ARLINGTON, TX - NOVEMBER 26:  Robert Griffin III #10 of the Baylor Bears passesl against the Texas Tech Red Raiders at Cowboys Stadium on November 26, 2011 in Arlington, Texas.  (Photo by Ronald Martinez/Getty Images)
Ronald Martinez/Getty Images

The defense lost a couple of parts, but they should still be very good next year. First of all, losing LaRon Landry was a good thing. In the pass-happy NFC East, you can't afford such a coverage liability. Brandon Meriweather is no star in that department either, but he at least has some potential. 

London Fletcher is the biggest piece they need to bring back. He's the heart of the defense, and bringing him back could assuage some of the loss felt from losing their other safety: O.J. Atogwe. 

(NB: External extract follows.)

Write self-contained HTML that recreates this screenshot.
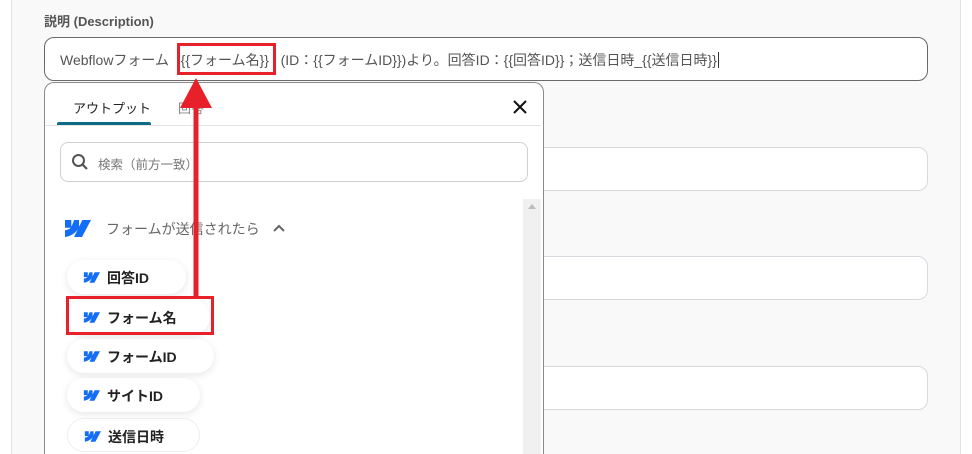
<!DOCTYPE html>
<html style="width:972px;height:454px;overflow:hidden"><head><meta charset="utf-8"><style>
*{box-sizing:border-box;margin:0;padding:0}
body{width:972px;height:454px;overflow:hidden;background:#fff;font-family:"Liberation Sans","Noto Sans CJK JP",sans-serif;position:relative}
.panel{position:absolute;left:11px;top:0;width:950px;height:454px;background:#f9f9f9;border-left:1px solid #e2e2e2;border-right:1px solid #e2e2e2}
.abs{position:absolute}
.lbl{left:44px;top:11px;font-size:13px;font-weight:bold;color:#555}
.desc{left:44px;top:37px;width:884px;height:44px;border:1px solid #6a6a6a;border-radius:10px;background:#fff;font-size:14px;color:#555;padding:12px 0 0 15px;white-space:nowrap;overflow:hidden}
.inp{left:500px;width:428px;height:44px;border:1px solid #d6d9de;border-radius:10px;background:#fff}
.pop{left:44px;top:82px;width:500px;height:372px;border:1px solid #8a8a8a;border-bottom:none;border-radius:10px 10px 0 0;background:#fff;overflow:hidden}
.tab{left:28px;top:15px;font-size:13px;color:#222}
.tab2{left:133px;top:15px;font-size:13px;color:#888}
.ul{left:12px;top:39px;width:94px;height:4px;background:#0f6a85;border-radius:2px 2px 0 0}
.div{left:0;top:42px;width:496px;height:1px;background:#e3e3e3}
.search{left:15px;top:59px;width:468px;height:40px;border:1px solid #d0d0d0;border-radius:8px;font-size:12.5px;color:#777;padding:11px 0 0 37px}
.sb{left:478px;top:116px;width:18px;height:256px;background:#f0f0f0}
.sec{left:61px;top:136px;font-size:14px;color:#666}
.pill{left:22px;height:34px;border-radius:17px;background:#fff;box-shadow:0 2px 8px rgba(0,0,0,.1);font-size:14px;font-weight:bold;color:#222;padding:8px 14px 0 40px}
.pill svg{position:absolute;left:15px;top:12px}
.red{border:3px solid #e8202a}
</style></head><body>
<div class="panel"></div>
<div class="abs lbl">説明 (Description)</div>
<div class="abs desc">Webflowフォーム&nbsp;&nbsp; {{フォーム名}}&nbsp;&nbsp; (ID：{{フォームID}})より。回答ID：{{回答ID}}；送信日時_{{送信日時}}<span style="border-left:1px solid #333;margin-left:1px"></span></div>
<div class="abs inp" style="top:147px"></div>
<div class="abs inp" style="top:256px"></div>
<div class="abs inp" style="top:366px"></div>
<div class="abs pop">
 <div class="abs tab">アウトプット</div>
 <div class="abs tab2">回答</div>
 <div class="abs ul"></div>
 <div class="abs div"></div>
 <svg class="abs" style="left:467px;top:16px" width="16" height="16" viewBox="0 0 16 16"><path d="M2 2L14 14M14 2L2 14" stroke="#111" stroke-width="2"/></svg>
 <div class="abs search">検索（前方一致）</div>
 <svg class="abs" style="left:26px;top:70px" width="18" height="18" viewBox="0 0 18 18"><circle cx="7.5" cy="7.5" r="5.5" fill="none" stroke="#555" stroke-width="2"/><path d="M11.5 11.5L16 16" stroke="#555" stroke-width="2.2"/></svg>
 <div class="abs sb"><svg class="abs" style="left:5px;top:5px" width="8" height="5"><path d="M0 5L4 0L8 5Z" fill="#bbb"/></svg></div>
 <svg class="abs" style="left:17px;top:137px" width="29" height="17" viewBox="0 0 29 17"><path d="M29 0L20 17H12L15.5 10H15.3C12.5 13.8 8.5 16.2 3 17V10.2C3 10.2 6.6 10 8.8 7.8H3V0H9.3V6.2L9.6 6.2L12.2 0H17V6.2L17.3 6.2L20.3 0Z" fill="#146ef5"/></svg>
 <div class="abs sec">フォームが送信されたら</div>
 <svg class="abs" style="left:228px;top:141px" width="12" height="8"><path d="M1 7L6 2L11 7" stroke="#666" stroke-width="2" fill="none"/></svg>
</div>
<div class="abs pill" style="left:67px;top:260px;width:119px"><svg width="18" height="11" viewBox="0 0 29 17"><path d="M29 0L20 17H12L15.5 10H15.3C12.5 13.8 8.5 16.2 3 17V10.2C3 10.2 6.6 10 8.8 7.8H3V0H9.3V6.2L9.6 6.2L12.2 0H17V6.2L17.3 6.2L20.3 0Z" fill="#146ef5"/></svg>回答ID</div>
<div class="abs pill" style="left:67px;top:300px;width:143px"><svg width="18" height="11" viewBox="0 0 29 17"><path d="M29 0L20 17H12L15.5 10H15.3C12.5 13.8 8.5 16.2 3 17V10.2C3 10.2 6.6 10 8.8 7.8H3V0H9.3V6.2L9.6 6.2L12.2 0H17V6.2L17.3 6.2L20.3 0Z" fill="#146ef5"/></svg>フォーム名</div>
<div class="abs pill" style="left:67px;top:339px;width:147px"><svg width="18" height="11" viewBox="0 0 29 17"><path d="M29 0L20 17H12L15.5 10H15.3C12.5 13.8 8.5 16.2 3 17V10.2C3 10.2 6.6 10 8.8 7.8H3V0H9.3V6.2L9.6 6.2L12.2 0H17V6.2L17.3 6.2L20.3 0Z" fill="#146ef5"/></svg>フォームID</div>
<div class="abs pill" style="left:67px;top:378px;width:133px"><svg width="18" height="11" viewBox="0 0 29 17"><path d="M29 0L20 17H12L15.5 10H15.3C12.5 13.8 8.5 16.2 3 17V10.2C3 10.2 6.6 10 8.8 7.8H3V0H9.3V6.2L9.6 6.2L12.2 0H17V6.2L17.3 6.2L20.3 0Z" fill="#146ef5"/></svg>サイトID</div>
<div class="abs pill" style="left:67px;top:418px;width:133px;height:34px;box-shadow:none;border:1px solid #eee"><svg width="18" height="11" viewBox="0 0 29 17"><path d="M29 0L20 17H12L15.5 10H15.3C12.5 13.8 8.5 16.2 3 17V10.2C3 10.2 6.6 10 8.8 7.8H3V0H9.3V6.2L9.6 6.2L12.2 0H17V6.2L17.3 6.2L20.3 0Z" fill="#146ef5"/></svg>送信日時</div>
<div class="abs red" style="left:177px;top:43px;width:99px;height:32px"></div>
<div class="abs red" style="left:66px;top:296px;width:148px;height:39px"></div>
<svg class="abs" style="left:178px;top:76px" width="36" height="222"><path d="M18 2L34 32H2Z" fill="#e8202a"/><rect x="15.5" y="30" width="5" height="192" fill="#e8202a"/></svg>
</body></html>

Their young pass rush led by Brian Orakpo and Ryan Kerrigan is only improving. The defensive line is not star studded, but it is effective. And DeAngelo Hall and Josh Wilson give them a solid cornerback duo. This defense can be a very competitive unit.

Enough about the Redskins, though, let's talk about their competition. If there's an elite team in the NFC East would somebody be so kind as to point it out? 

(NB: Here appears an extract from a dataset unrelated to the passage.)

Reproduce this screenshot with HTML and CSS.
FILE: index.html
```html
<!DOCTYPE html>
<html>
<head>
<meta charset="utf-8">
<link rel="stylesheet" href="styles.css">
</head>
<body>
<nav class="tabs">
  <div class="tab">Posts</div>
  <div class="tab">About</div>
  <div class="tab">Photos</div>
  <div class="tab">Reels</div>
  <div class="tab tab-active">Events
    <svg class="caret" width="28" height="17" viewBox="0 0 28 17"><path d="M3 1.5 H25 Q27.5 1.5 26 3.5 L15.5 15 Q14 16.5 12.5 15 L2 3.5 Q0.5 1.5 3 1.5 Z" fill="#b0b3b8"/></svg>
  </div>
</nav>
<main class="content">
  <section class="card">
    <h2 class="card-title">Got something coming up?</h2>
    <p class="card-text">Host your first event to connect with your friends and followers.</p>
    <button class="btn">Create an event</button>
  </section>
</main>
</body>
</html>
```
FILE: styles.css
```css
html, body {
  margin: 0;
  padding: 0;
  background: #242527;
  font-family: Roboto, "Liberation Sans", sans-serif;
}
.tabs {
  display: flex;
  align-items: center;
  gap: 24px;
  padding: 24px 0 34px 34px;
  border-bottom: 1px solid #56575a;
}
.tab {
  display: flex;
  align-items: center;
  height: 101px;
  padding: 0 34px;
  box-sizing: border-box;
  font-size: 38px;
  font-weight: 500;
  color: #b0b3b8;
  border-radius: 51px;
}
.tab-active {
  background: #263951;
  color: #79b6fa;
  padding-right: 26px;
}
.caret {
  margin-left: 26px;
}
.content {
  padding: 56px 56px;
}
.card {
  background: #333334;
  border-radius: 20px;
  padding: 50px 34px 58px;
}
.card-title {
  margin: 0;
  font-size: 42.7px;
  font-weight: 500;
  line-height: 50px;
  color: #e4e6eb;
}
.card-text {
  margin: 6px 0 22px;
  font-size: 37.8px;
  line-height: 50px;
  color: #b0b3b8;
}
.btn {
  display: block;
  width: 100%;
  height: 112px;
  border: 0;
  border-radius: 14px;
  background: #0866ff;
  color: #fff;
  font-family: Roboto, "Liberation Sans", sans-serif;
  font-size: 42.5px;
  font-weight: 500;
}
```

If the Giants are elite then we really need to reexamine how we use that word. A 16-game schedule is a far more accurate way to measure a team than a four-game hot streak, and what we saw in last year's regular season was a mediocre team marred by unpredictability. One week they'd come out looking like the '89 49ers, the next they'd get beaten at home by the Seahawks. The Redskins beat these Giants twice last year, and I fully expect them to compete with the champs again. 

The Eagles are the very definition of inconsistency. They can beat anyone on any given day just as easily as they can lose to even the worst opponents. Their season rests squarely on the health of Michael Vick, so in other words, count on the Eagles to start a backup quarterback in six games. Unless Vick is healthy all season, the Eagles are going to have a very hard time getting to 10 wins. 

The Cowboys are, simply put, the Cowboys. Their roster will look outstanding on paper, but then the fourth quarter will roll around and Tony Romo will remind us that he's...well...Tony Romo. Brandon Carr isn't enough to fix their mangled defense, and Jason Garrett hasn't exactly set the world on fire as a head coach so far. 

Nobody in this division is the clear favorite. They are all beatable, so why should anyone count out the Redskins?

I'd next like to direct your attention to the schedule. Divisions are won by inches, not miles. Particularly in the close NFC East, expect the winner of this division to finish only a game or two ahead of the team that comes in last. That's where the schedule clearly favors Washington. 

Every team in a division has only two non-common opponents. You know who Washington gets this year? The Rams and the Vikings, the second- and third-worst teams in the league last year. While the rest of their division is duking it out with three playoff teams and three others that went at least 7-9, the 'Skins get to slum it with two bottom-dwellers for two easy wins. That cannot be overstated. 

Do I expect the Redskins to win the Super Bowl? No, it'd be unheard of with a rookie quarterback. But this team is good. They have the potential to—if not this year than later—be very good. They are legitimate sleepers, and could very well win the NFC East in 2012.